Los Angeles Country Club runs the risk of a short U.S. Open history if it continues to be a pushover. Let’s start with local competition. Everyone should be celebrating Riviera’s re-ascension to U.S. Open glory -- except L.A.C.C. If the North Course surrenders records again in ’39, the USGA has popular, lovely, well-known Riviera in its back pocket, and Los Angeles can still keep its eight-year rotation, similar to the future schedules for Oakmont and Winged Foot, two quintessential U.S. Open venues for 90 years and beyond.
L.A.C.C. played the easiest golf course in U.S. Open history in terms of scoring average – a piddling 71.76. That is U.S. Open infamy for the tournament billing itself as “Golf’s Toughest Test.” Riviera is tougher for several reasons, one of which, interestingly, is because of its vegetation.

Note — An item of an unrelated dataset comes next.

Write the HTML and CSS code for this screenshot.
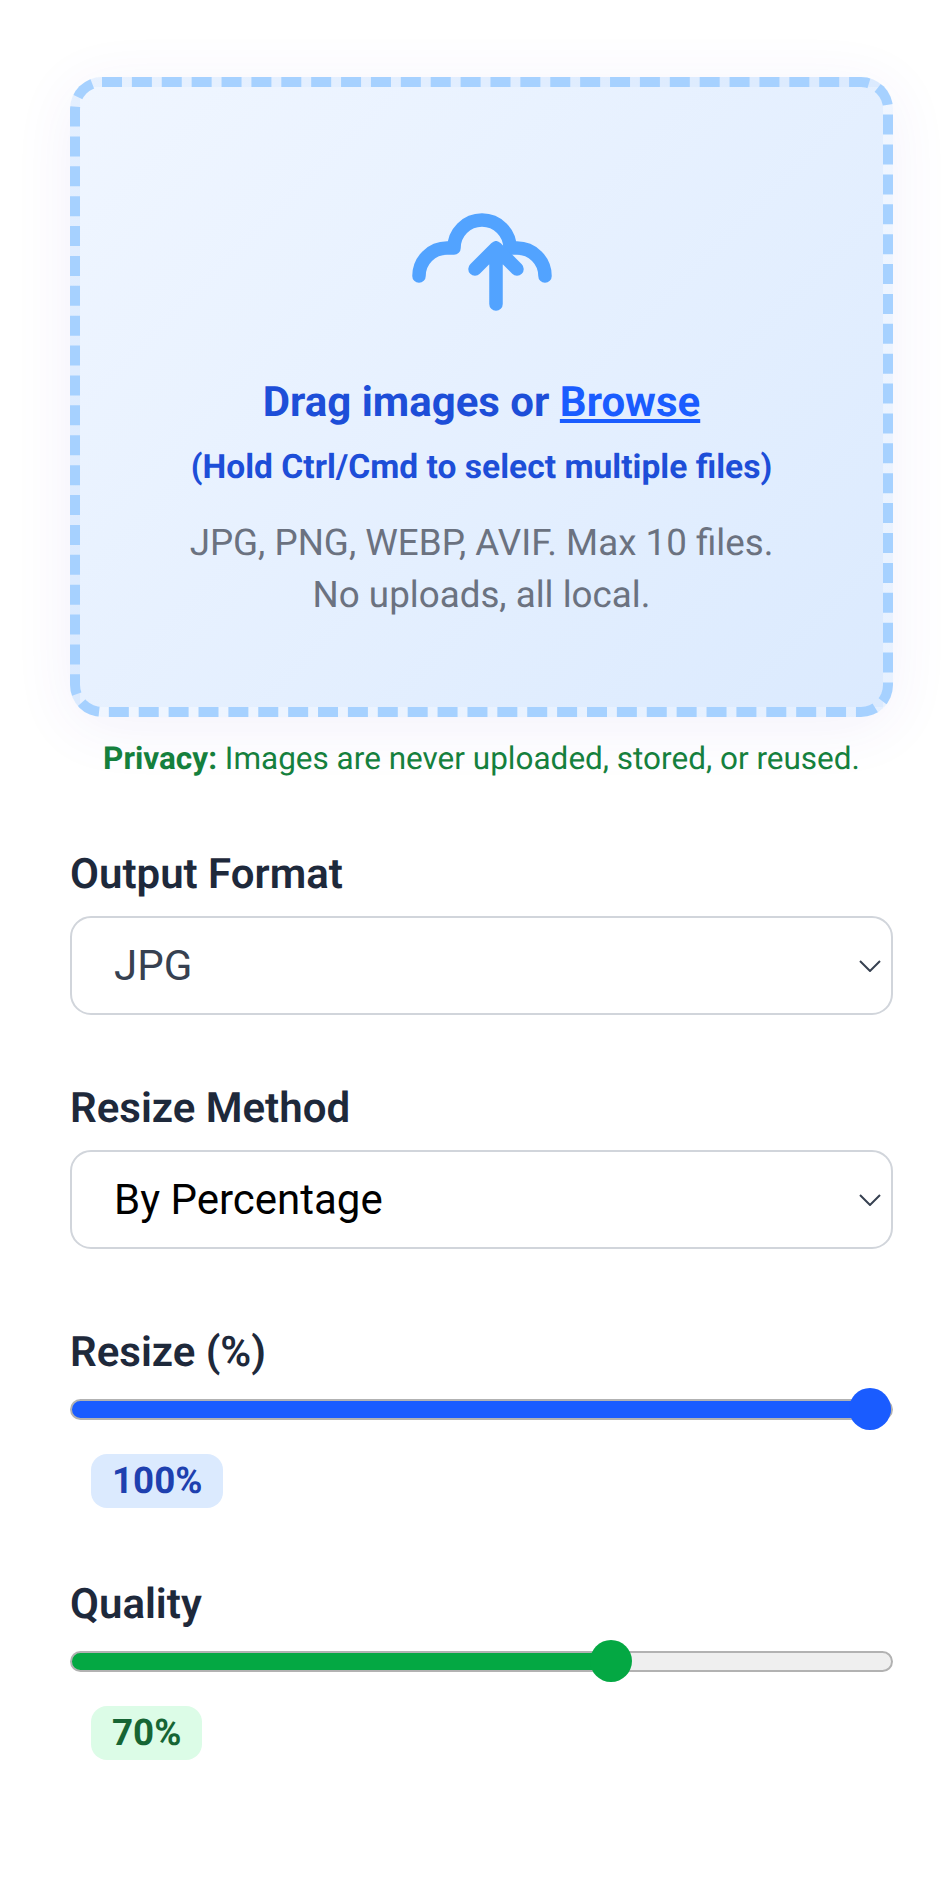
FILE: index.html
```html
<!DOCTYPE html>
<html lang="en">
  <head>
    <meta charset="UTF-8" />
    <meta name="viewport" content="width=device-width, initial-scale=1.0" />
    <title>Image Resizer</title>
    <link rel="stylesheet" href="styles.css">
  </head>
  <body>
    <div class="container">
      <div class="dropzone">
        <svg class="upload-icon" viewBox="25 15 153 115" width="153" height="115" aria-hidden="true">
          <path d="M39 86A28 28 0 0 1 67 58H74A28 28 0 0 1 130 58H137A28 28 0 0 1 165 86" />
          <path d="M116 114V58M95 79L116 58L137 79" />
        </svg>
        <p class="drop-title">Drag images or <a href="#" class="browse">Browse</a></p>
        <p class="drop-hint">(Hold Ctrl/Cmd to select multiple files)</p>
        <p class="drop-note">JPG, PNG, WEBP, AVIF. Max 10 files.<br />No uploads, all local.</p>
      </div>
      <p class="privacy"><strong>Privacy:</strong> Images are never uploaded, stored, or reused.</p>

      <div class="field">
        <label for="format">Output Format</label>
        <select id="format" class="muted">
          <option>JPG</option>
          <option>PNG</option>
          <option>WEBP</option>
          <option>AVIF</option>
        </select>
      </div>

      <div class="field">
        <label for="method">Resize Method</label>
        <select id="method">
          <option>By Percentage</option>
          <option>By Dimensions</option>
        </select>
      </div>

      <div class="field slider-field">
        <label for="resize">Resize (%)</label>
        <input type="range" id="resize" class="blue" min="1" max="100" value="100" style="--pos: 100%" />
        <span class="badge badge-blue">100%</span>
      </div>

      <div class="field slider-field quality">
        <label for="quality">Quality</label>
        <input type="range" id="quality" class="green" min="10" max="100" value="70" style="--pos: 66.7%" />
        <span class="badge badge-green">70%</span>
      </div>
    </div>
  </body>
</html>
```
FILE: styles.css
```css
* {
  box-sizing: border-box;
}
body {
  margin: 0;
  background-color: #fff;
  font-family: Roboto, "Liberation Sans", sans-serif;
  color: #1e293b;
  text-rendering: geometricPrecision;
}
p {
  margin: 0;
}
.container {
  width: 823px;
  margin-left: 70px;
  padding: 77px 0 105px;
}
.dropzone {
  height: 640px;
  padding-top: 118px;
  border: 10px dashed #a6d1ff;
  border-radius: 32px;
  background: linear-gradient(135deg, #f0f6ff 0%, #dbeafe 100%);
  box-shadow: 0 10px 62px rgba(90, 60, 200, 0.07);
  text-align: center;
}
.upload-icon {
  display: block;
  margin: 0 auto;
  fill: none;
  stroke: #52a3ff;
  stroke-width: 13.5;
  stroke-linecap: round;
  stroke-linejoin: round;
}
.drop-title {
  margin-top: 57px;
  font-size: 42px;
  line-height: 52px;
  font-weight: 700;
  color: #1d4ed8;
}
.browse {
  color: #1a5cff;
}
.drop-hint {
  margin-top: 18px;
  font-size: 33.6px;
  line-height: 42px;
  font-weight: 700;
  color: #1d4ed8;
}
.drop-note {
  margin-top: 28px;
  font-size: 36.75px;
  line-height: 52px;
  color: #6b7280;
}
.privacy {
  margin-top: 22px;
  font-size: 31.5px;
  line-height: 40px;
  text-align: center;
  color: #15803d;
}
.field {
  margin-top: 71px;
}
.field + .field {
  margin-top: 69px;
}
.field + .slider-field {
  margin-top: 79px;
}
.field + .quality {
  margin-top: 72px;
}
label {
  display: block;
  margin-bottom: 16px;
  font-size: 42px;
  line-height: 50px;
  font-weight: 600;
}
select {
  display: block;
  width: 100%;
  height: 99px;
  padding: 0 60px 0 42px;
  border: 2px solid #d1d5db;
  border-radius: 21px;
  appearance: none;
  background: #fff url("data:image/svg+xml,%3Csvg xmlns='http://www.w3.org/2000/svg' viewBox='0 0 22 12'%3E%3Cpath d='M1 1L11 11L21 1' fill='none' stroke='%23374151' stroke-width='2'/%3E%3C/svg%3E") no-repeat right 10px center / 22px 12px;
  font-family: inherit;
  font-size: 42px;
  color: #000;
}
select.muted {
  color: #374151;
}
.slider-field label {
  margin-bottom: 10px;
}
input[type="range"] {
  display: block;
  width: 100%;
  height: 42px;
  margin: 0;
  appearance: none;
  background: transparent;
}
input[type="range"]::-webkit-slider-runnable-track {
  height: 21px;
  border: 2px solid #b2b2b2;
  border-radius: 11px;
  background: linear-gradient(to right, var(--fill) var(--pos), #efefef var(--pos));
}
input[type="range"]::-webkit-slider-thumb {
  appearance: none;
  width: 42px;
  height: 42px;
  margin-top: -12.5px;
  border-radius: 50%;
  background: var(--fill);
}
.blue {
  --fill: #1a5cff;
}
.green {
  --fill: #04a843;
}
.badge {
  display: inline-block;
  margin: 24px 0 0 21px;
  padding: 0 21px;
  height: 54px;
  border-radius: 16px;
  font-size: 36.75px;
  line-height: 54px;
  font-weight: 700;
}
.badge-blue {
  background-color: #dbeafe;
  color: #1e40af;
}
.badge-green {
  background-color: #dcfce7;
  color: #166534;
}
```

Riviera has kikuyu for its fairways and rough. Kikuyu, especially grown to U.S. Open length is particularly grabby. Some golfers have called it “nature’s steel wool.” Riviera also has significantly more ice plant than L.A.C.C. We saw some during the U.S. Open but none that affected play as its growth is limited to the perimeter of the property and section of the canyon running through the terrain. At Riviera, balls land in it all the time, and its rubbery flesh resists golf clubs.
Then there’s the competition from up the coast. Pebble Beach is on a roughly every five years schedule going forward; it will host the U.S. Open in 2027, 2032, 2037 and 2044. San Francisco’s Olympic Club is noticeably absent from the schedule, but there are six or seven open dates to be filled, and Oly is a sterling test of shotmaking and has crowned excellent champions throughout the decades. Its absence should not be long.
It’s a good idea to get Gil Hanse in there rather quickly. He has the hot hand right now with major venues. Southern Hills and Oak Hill were so good, they both re-enter the conversation for hosting U.S. Opens again after long absences. Hanse did great work getting the North Course to look as good as it did. Now is the time to sharpen its edges.
Oh, and lose the 78 yards par-3 nonsense.